In short, if in the beginning we were just chuckling about “Hal’s pranks,” the more we came to know him, the more he annoyed, repelled, and shamed us. When we were still many in number, and four or five boys crowded in each room in the barracks, a volunteer was needed to share a room with Hal. His personality became such a social distraction, that evenings before going to sleep, you could hear in each of the rooms, discussions not of the eternal subjects among our kind of young men—girls and flying—but about “the Hal question.”
One of the evenings we all got together to discuss this issue seriously.
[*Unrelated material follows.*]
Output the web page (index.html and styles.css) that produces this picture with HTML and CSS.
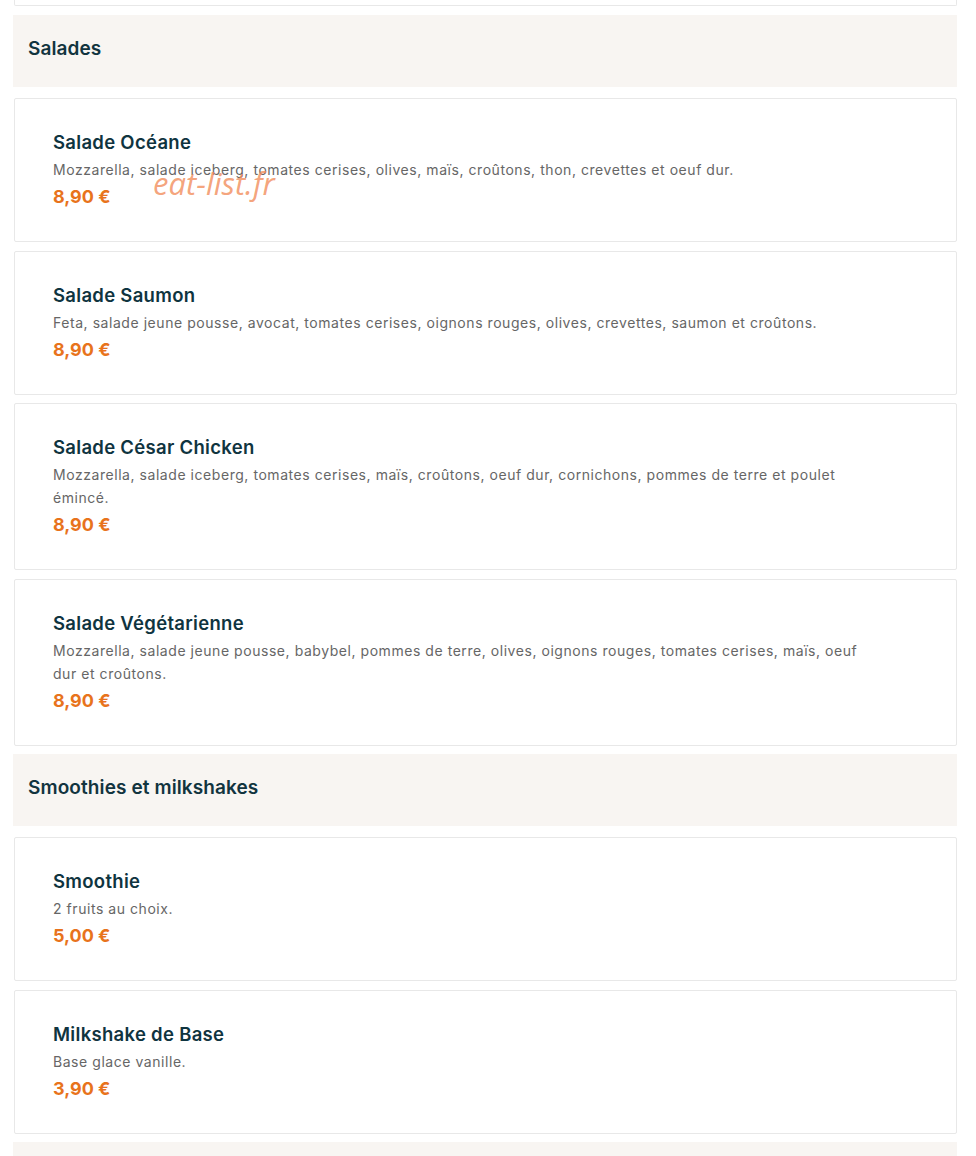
FILE: index.html
```html
<!DOCTYPE html>
<html lang="fr">
<head>
    <meta charset="UTF-8">
    <meta name="viewport" content="width=device-width, initial-scale=1.0">
    <title>Carte - Salades et smoothies</title>
    <link rel="stylesheet" href="styles.css">
</head>
<body>
<main class="menu">
    <div class="dish dish-cut"></div>

    <h2 class="category">Salades</h2>

    <div class="dish">
        <h3 class="dish-name">Salade Océane</h3>
        <p class="dish-desc">Mozzarella, salade iceberg, tomates cerises, olives, maïs, croûtons, thon, crevettes et oeuf dur.</p>
        <p class="dish-price">8,90 €</p>
        <span class="watermark">eat-list.fr</span>
    </div>

    <div class="dish">
        <h3 class="dish-name">Salade Saumon</h3>
        <p class="dish-desc">Feta, salade jeune pousse, avocat, tomates cerises, oignons rouges, olives, crevettes, saumon et croûtons.</p>
        <p class="dish-price">8,90 €</p>
    </div>

    <div class="dish">
        <h3 class="dish-name">Salade César Chicken</h3>
        <p class="dish-desc">Mozzarella, salade iceberg, tomates cerises, maïs, croûtons, oeuf dur, cornichons, pommes de terre et poulet émincé.</p>
        <p class="dish-price">8,90 €</p>
    </div>

    <div class="dish">
        <h3 class="dish-name">Salade Végétarienne</h3>
        <p class="dish-desc">Mozzarella, salade jeune pousse, babybel, pommes de terre, olives, oignons rouges, tomates cerises, maïs, oeuf dur et croûtons.</p>
        <p class="dish-price">8,90 €</p>
    </div>

    <h2 class="category">Smoothies et milkshakes</h2>

    <div class="dish">
        <h3 class="dish-name">Smoothie</h3>
        <p class="dish-desc">2 fruits au choix.</p>
        <p class="dish-price">5,00 €</p>
    </div>

    <div class="dish">
        <h3 class="dish-name">Milkshake de Base</h3>
        <p class="dish-desc">Base glace vanille.</p>
        <p class="dish-price">3,90 €</p>
    </div>

    <div class="category category-next"></div>
</main>
</body>
</html>
```

FILE: styles.css
```css
body {
    margin: 0;
    background: #fff;
    font-family: 'Inter', 'Noto Sans', sans-serif;
    color: #0f3440;
}
.menu {
    width: 943px;
    margin-left: 14px;
}
.category {
    margin: 0 0 11px -1px;
    padding: 21px 15px 25px;
    background: #f8f5f2;
    font-size: 19px;
    line-height: 26px;
    font-weight: 600;
    letter-spacing: 0.1px;
    color: #12343f;
}
.category-next {
    height: 26px;
    margin-bottom: 0;
}
.dish {
    position: relative;
    box-sizing: border-box;
    border: 1px solid #e8e8e8;
    border-radius: 2px;
    padding: 30px 38px 32px;
    margin-bottom: 8.5px;
    background: #fff;
}
.dish-cut {
    height: 6px;
    padding: 0;
    border-top: none;
    border-radius: 0 0 2px 2px;
    margin-bottom: 9px;
}
.dish-name {
    margin: 0 0 3px;
    font-size: 18.5px;
    line-height: 26px;
    font-weight: 600;
    letter-spacing: 0.3px;
    color: #0f3440;
}
.dish-desc {
    margin: 0 0 4px;
    max-width: 832px;
    font-size: 14px;
    line-height: 23px;
    letter-spacing: 0.55px;
    color: #666;
}
.dish-price {
    margin: 0;
    font-size: 18px;
    line-height: 24px;
    font-weight: 700;
    color: #e8731c;
}
.watermark {
    position: absolute;
    left: 138px;
    top: 66px;
    font-family: 'Open Sans', sans-serif;
    font-style: italic;
    font-size: 31px;
    line-height: 36px;
    color: rgba(242, 140, 90, 0.8);
}
```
Hal was not there; as usual, he had disappeared after dusk.
First there were the usual discussions, and somebody asked, “Can this guy be the image of the Israeli pilot?” This question put the argument on a higher level. Others said, “Can we trust a guy like this? Can we go to war with him?”
Some criticized our instructors and commanders. Why couldn’t they sense what type of person they were dealing with here? And then one of us stood and said, “Enough complaining. The responsibility rests with all of us here. If class thirty-one resents Hal that much, it’s our duty to act and bring about his dismissal from the air force.”